No abstraction layer is needed. It's pretty straight forward, so please don't make attempt to overcomplicate something that isn't complicated in the slightest.

John
2008-05-22 09:38:14
>>There's nothing obscure about addressing the internal properties and values of any given serialized representation of a Javascript object when the primary difference is replacing a . with /.


Addressing is only a portion of XPath. XPath has a significant set of functions specific to XML. You make good points regarding working with the DOM; XPath is definitely meant for the DOM. But I see JSON being used just to encode data in general, or should I say property bags ;).

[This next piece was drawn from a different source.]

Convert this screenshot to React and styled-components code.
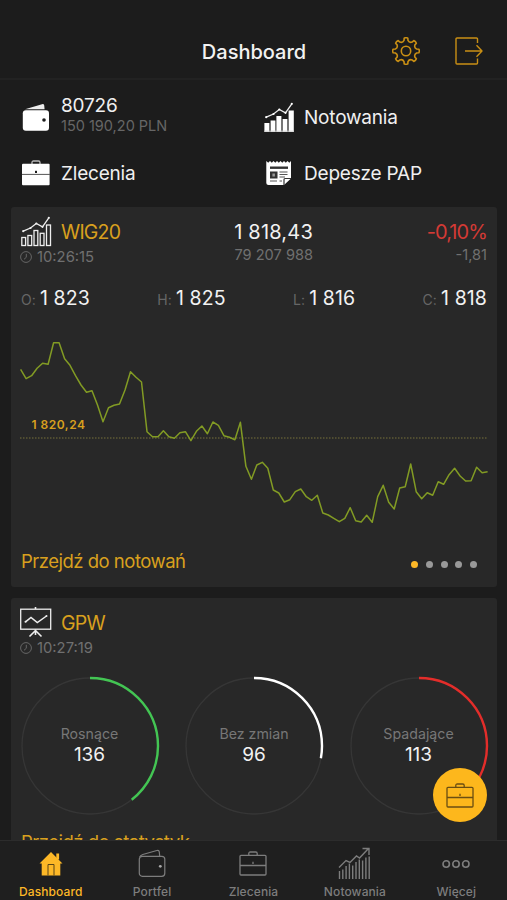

>>XPath is not a query language. As per the abstract from the official W3C spec


The abstract has been updated for 2.0, I would imagine since the original abstract didn't quite capture the full extent of the language:
"XPath 2.0 is an expression language that allows the processing of values conforming to the data model defined in [XQuery/XPath Data Model (XDM)]..."
@http://www.w3.org/TR/xpath20/


So I agree with you with regard to basic addressing, and this is what I meant by saying "Doing so will ... only contain the intersection of each's aspects". Addressing is a good example of part this intersection. However I'm not convinced yet that XPath in its entirety is a good match for JSON. JSON representing the DOM however is a different story.


>>The way I see it, however, is that JSON is really poorly named because an object, in pretty much any language, represents not only properties and values, but functions/methods as well.


Excellent point.

M. David Peterson
2008-05-28 20:42:54
@John,


Yikes! Just noticing your response now. Sorry for the delay!


Regarding the extended functions of XPath, and in particular XPath 2.0, I can now see your point. You're right, I'm speaking directly to the addressing portions of XPath. In this regard, I think it could be a good fit. Past that, and especially as it relates to XPath 2.0, there's a lot of mismatch.


Thanks for helping to refine the focus!